Mindful Engagement and Relational Lawyering

2019 
Mindful engagement is a relational approach to mindfulness, and a mindful approach to being relational, in law and in life. It is about cultivating habits of mind and practices that can inform a wholehearted approach to lawyering, which means bringing our emotional and bodily awareness as well as our analytical minds fully into our work. Mindful engagement contemplates the interconnection and integration of engagement with oneself, with others interactively, and with communities and larger social institutions and systems. This definition of mindful engagement resonates with the work of mindfulness scholars and researchers Ron Purser and David Loy, who focus on the distinction between mindful engagement and mindfulness as a method solely for personal self-fulfillment. While acknowledging the possible value of a more individualistic approach to mindfulness, they embrace an engaged approach as offering greater potential to reflect on and address the causes and conditions of suffering in the broader environment. In their view, to become a genuine force for positive personal and social transformation, mindfulness must reclaim an ethical framework and aspire to purposes that take into account the well-being of all living beings.
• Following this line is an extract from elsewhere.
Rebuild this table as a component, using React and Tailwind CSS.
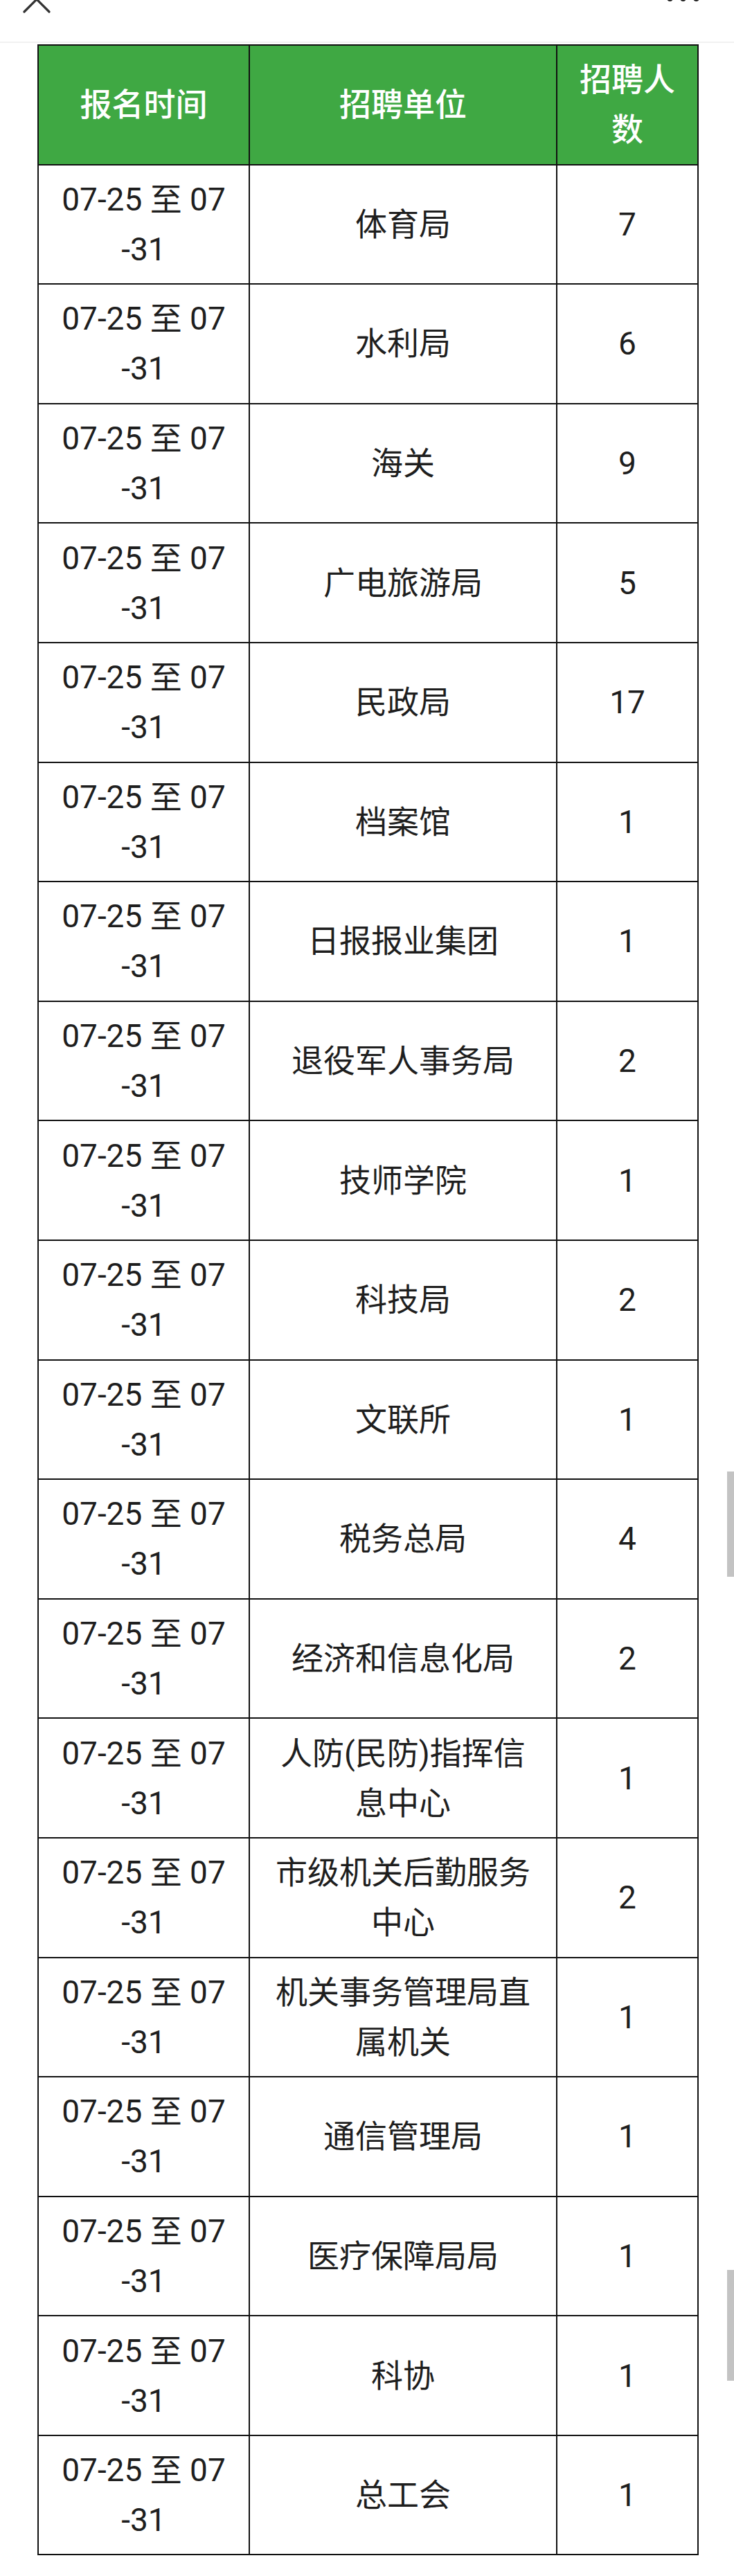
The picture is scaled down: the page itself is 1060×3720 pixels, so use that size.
import React from 'react'

const rows = [
  ['体育局', 7],
  ['水利局', 6],
  ['海关', 9],
  ['广电旅游局', 5],
  ['民政局', 17],
  ['档案馆', 1],
  ['日报报业集团', 1],
  ['退役军人事务局', 2],
  ['技师学院', 1],
  ['科技局', 2],
  ['文联所', 1],
  ['税务总局', 4],
  ['经济和信息化局', 2],
  ['人防(民防)指挥信息中心', 1],
  ['市级机关后勤服务中心', 2],
  ['机关事务管理局直属机关', 1],
  ['通信管理局', 1],
  ['医疗保障局局', 1],
  ['科协', 1],
  ['总工会', 1],
]

const cell = 'border-2 border-[#111] px-[30px] py-[13.3px] text-center align-middle break-all'

function TopBar() {
  return (
    <div className="relative h-[62px] border-b-2 border-[#f1f1f1]">
      <svg className="absolute left-[30px] top-[-24px]" width="46" height="46" viewBox="0 0 46 46">
        <path d="M5 5 L41 41 M41 5 L5 41" stroke="#333" strokeWidth="3.2" strokeLinecap="round" fill="none" />
      </svg>
      <div className="absolute right-[50px] top-[-7px] flex gap-[10px]">
        <span className="w-[9px] h-[9px] rounded-full bg-[#222]" />
        <span className="w-[9px] h-[9px] rounded-full bg-[#222]" />
        <span className="w-[9px] h-[9px] rounded-full bg-[#222]" />
      </div>
    </div>
  )
}

export default function App() {
  return (
    <div
      className="relative w-[1060px] min-h-[3720px] bg-white overflow-hidden"
      style={{ fontFamily: 'Roboto, "Noto Sans CJK SC", sans-serif' }}
    >
      <TopBar />
      <div className="pl-[54px] pt-[2px]">
        <table className="table-fixed border-collapse w-[953px] text-[46px] leading-[72px] text-[#1e1e1e]">
          <colgroup>
            <col className="w-[305px]" />
            <col className="w-[444px]" />
            <col className="w-[204px]" />
          </colgroup>
          <thead>
            <tr className="bg-[#3fa843] text-white">
              <th className={`${cell} font-medium`}>报名时间</th>
              <th className={`${cell} font-medium`}>招聘单位</th>
              <th className={`${cell} font-medium`}>招聘人数</th>
            </tr>
          </thead>
          <tbody>
            {rows.map(([unit, n]) => (
              <tr key={unit}>
                <td className={cell}>07-25 至 07-31</td>
                <td className={cell}>{unit}</td>
                <td className={cell}>{n}</td>
              </tr>
            ))}
          </tbody>
        </table>
      </div>

      {/* fast-scroll thumbs on the right edge */}
      <div className="absolute right-0 top-[2125px] w-[10px] h-[152px] bg-[#c3c3c3]" />
      <div className="absolute right-0 top-[3278px] w-[10px] h-[160px] bg-[#c3c3c3]" />
    </div>
  )
}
The purpose of this article is to build upon and contribute to the work of these and other scholars and teachers across many disciplines who believe mindful engagement can lead to more healing and other positive change in the world. My specific focus is on how we can use the relational lawyering framework I have been developing to teach and support mindful engagement as a set of core competencies in legal education and law practice, and through that effort, reduce suffering and improve the wellbeing of the legal profession and the communities we serve.